Goal - Copy each line below in which the string "page" occurs.

Given material -
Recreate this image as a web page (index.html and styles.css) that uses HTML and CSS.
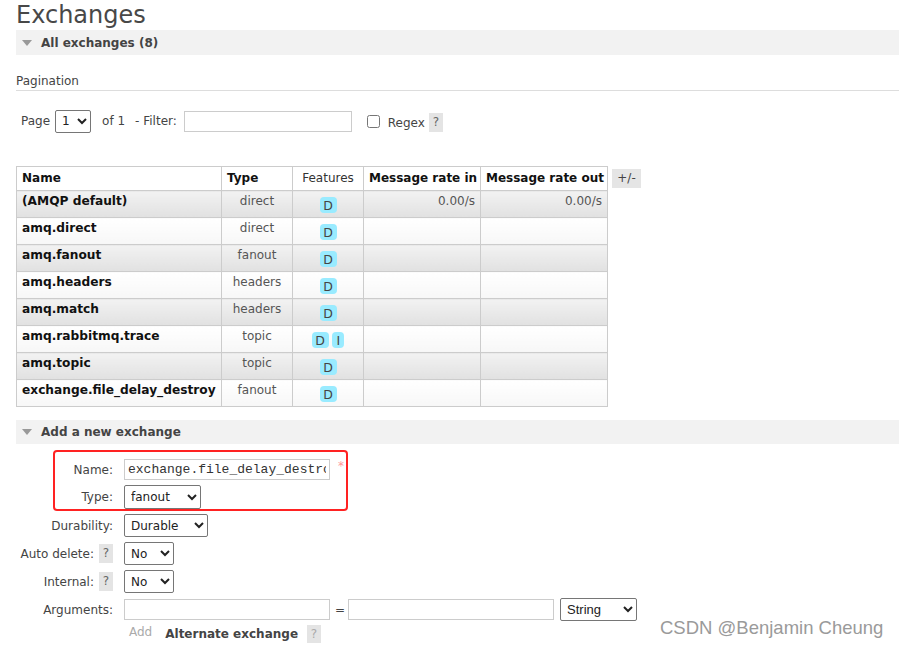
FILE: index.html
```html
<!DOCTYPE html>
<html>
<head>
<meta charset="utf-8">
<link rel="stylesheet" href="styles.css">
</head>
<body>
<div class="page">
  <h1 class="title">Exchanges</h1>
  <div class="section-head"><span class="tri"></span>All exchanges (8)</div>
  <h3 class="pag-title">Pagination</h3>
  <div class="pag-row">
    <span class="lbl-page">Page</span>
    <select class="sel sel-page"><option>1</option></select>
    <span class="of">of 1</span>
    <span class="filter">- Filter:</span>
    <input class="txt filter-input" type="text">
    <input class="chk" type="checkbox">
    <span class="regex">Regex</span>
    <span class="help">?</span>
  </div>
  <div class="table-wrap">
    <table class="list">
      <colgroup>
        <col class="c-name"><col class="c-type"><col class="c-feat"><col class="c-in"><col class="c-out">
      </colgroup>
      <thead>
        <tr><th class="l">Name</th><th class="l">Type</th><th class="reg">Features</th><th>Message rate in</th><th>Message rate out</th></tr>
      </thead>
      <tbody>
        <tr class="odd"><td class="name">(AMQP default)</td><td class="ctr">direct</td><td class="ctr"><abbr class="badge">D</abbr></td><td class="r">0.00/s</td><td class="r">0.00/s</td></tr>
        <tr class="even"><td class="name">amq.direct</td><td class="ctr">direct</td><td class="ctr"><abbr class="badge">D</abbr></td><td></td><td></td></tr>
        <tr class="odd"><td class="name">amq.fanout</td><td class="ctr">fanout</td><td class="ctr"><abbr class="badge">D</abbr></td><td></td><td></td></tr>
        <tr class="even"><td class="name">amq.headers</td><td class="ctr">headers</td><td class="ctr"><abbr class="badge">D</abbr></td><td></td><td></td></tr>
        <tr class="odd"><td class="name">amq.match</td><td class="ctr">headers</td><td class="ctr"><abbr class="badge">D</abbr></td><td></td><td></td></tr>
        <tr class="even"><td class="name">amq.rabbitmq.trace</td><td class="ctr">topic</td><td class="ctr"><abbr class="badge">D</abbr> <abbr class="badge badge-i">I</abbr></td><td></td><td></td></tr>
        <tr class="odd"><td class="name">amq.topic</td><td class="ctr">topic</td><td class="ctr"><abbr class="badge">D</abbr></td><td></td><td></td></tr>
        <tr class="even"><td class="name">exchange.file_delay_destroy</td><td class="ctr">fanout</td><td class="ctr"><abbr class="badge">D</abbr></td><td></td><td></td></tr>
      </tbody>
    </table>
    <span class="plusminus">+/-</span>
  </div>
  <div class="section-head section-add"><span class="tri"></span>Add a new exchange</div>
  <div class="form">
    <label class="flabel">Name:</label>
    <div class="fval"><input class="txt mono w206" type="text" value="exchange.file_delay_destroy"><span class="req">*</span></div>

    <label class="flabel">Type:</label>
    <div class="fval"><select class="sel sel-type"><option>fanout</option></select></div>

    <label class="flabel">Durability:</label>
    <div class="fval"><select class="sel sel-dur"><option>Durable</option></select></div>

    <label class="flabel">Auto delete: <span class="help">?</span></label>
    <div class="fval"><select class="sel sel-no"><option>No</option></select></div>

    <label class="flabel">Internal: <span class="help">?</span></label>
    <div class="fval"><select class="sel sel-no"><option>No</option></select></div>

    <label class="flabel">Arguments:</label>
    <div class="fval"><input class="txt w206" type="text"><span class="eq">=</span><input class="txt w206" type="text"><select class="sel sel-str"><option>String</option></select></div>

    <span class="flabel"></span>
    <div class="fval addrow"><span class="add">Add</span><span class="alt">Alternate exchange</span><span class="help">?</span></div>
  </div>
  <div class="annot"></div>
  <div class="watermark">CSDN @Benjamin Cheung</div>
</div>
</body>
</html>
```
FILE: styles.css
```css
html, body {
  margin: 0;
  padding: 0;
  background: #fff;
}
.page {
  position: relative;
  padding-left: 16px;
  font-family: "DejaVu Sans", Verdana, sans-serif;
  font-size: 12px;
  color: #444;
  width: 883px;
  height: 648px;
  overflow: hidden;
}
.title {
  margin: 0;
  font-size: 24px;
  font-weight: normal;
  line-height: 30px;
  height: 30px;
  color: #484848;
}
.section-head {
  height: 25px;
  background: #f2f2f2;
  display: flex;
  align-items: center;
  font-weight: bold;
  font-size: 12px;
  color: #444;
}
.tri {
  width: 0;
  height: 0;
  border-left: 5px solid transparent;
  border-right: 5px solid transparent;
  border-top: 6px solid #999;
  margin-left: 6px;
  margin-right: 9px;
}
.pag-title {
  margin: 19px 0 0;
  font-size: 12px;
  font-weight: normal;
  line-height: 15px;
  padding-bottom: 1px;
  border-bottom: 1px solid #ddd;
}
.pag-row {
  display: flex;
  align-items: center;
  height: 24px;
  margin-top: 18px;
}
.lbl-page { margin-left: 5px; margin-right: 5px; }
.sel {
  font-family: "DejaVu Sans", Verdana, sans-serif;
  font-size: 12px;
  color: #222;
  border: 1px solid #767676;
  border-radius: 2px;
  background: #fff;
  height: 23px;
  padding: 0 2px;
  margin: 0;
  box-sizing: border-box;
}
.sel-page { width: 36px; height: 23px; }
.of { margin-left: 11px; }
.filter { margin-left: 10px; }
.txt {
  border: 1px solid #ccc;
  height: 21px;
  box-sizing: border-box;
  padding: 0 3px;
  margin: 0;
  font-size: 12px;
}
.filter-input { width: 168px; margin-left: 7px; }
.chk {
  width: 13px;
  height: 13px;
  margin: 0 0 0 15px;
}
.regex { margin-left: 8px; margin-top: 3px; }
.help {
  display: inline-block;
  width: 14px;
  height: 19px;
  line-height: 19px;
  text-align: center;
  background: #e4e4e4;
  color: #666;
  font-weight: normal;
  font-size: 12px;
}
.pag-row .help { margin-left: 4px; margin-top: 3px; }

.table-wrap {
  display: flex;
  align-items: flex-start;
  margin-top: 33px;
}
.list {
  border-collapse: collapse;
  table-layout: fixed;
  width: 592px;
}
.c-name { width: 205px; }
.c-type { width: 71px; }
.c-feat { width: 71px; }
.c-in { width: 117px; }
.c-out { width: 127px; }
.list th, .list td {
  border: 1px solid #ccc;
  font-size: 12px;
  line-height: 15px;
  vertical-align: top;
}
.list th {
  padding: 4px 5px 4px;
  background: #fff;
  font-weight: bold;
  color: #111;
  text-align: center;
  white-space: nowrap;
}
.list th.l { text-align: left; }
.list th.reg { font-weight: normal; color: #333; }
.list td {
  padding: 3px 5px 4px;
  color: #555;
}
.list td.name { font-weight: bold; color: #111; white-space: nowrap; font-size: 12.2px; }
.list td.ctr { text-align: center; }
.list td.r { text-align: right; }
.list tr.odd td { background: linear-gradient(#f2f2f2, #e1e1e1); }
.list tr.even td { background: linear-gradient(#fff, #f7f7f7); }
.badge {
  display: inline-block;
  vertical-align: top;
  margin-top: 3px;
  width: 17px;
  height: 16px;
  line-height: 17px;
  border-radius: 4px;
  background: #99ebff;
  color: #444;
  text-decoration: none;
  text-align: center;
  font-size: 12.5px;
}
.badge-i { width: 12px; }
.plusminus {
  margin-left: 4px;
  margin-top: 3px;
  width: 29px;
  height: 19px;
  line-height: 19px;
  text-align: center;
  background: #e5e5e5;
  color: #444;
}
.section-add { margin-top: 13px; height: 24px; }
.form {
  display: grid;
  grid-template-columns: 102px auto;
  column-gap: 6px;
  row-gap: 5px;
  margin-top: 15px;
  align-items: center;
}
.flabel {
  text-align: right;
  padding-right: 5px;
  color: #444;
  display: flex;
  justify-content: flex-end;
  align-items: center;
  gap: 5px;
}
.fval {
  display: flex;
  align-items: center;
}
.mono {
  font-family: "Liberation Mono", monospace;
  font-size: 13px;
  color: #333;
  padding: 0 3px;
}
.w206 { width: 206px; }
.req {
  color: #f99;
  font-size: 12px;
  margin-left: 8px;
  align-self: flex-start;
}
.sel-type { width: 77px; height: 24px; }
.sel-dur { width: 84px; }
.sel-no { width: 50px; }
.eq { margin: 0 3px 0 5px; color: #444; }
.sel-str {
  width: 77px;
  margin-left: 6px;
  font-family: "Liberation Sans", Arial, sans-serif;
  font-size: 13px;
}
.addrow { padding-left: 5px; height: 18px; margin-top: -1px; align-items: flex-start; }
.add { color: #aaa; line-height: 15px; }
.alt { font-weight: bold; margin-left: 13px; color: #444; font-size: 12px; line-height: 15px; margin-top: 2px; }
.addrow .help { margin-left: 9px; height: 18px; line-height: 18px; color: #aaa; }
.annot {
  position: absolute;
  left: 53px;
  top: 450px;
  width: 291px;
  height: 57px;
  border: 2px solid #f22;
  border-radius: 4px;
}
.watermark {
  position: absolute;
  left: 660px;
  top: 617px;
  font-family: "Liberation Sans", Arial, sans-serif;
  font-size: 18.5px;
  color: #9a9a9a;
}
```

Correct output -
Recreate this image as a web page (index.html and styles.css) that uses HTML and CSS.
<div class="page">
    <span class="lbl-page">Page</span>
    <select class="sel sel-page"><option>1</option></select>
.page {
.lbl-page { margin-left: 5px; margin-right: 5px; }
.sel-page { width: 36px; height: 23px; }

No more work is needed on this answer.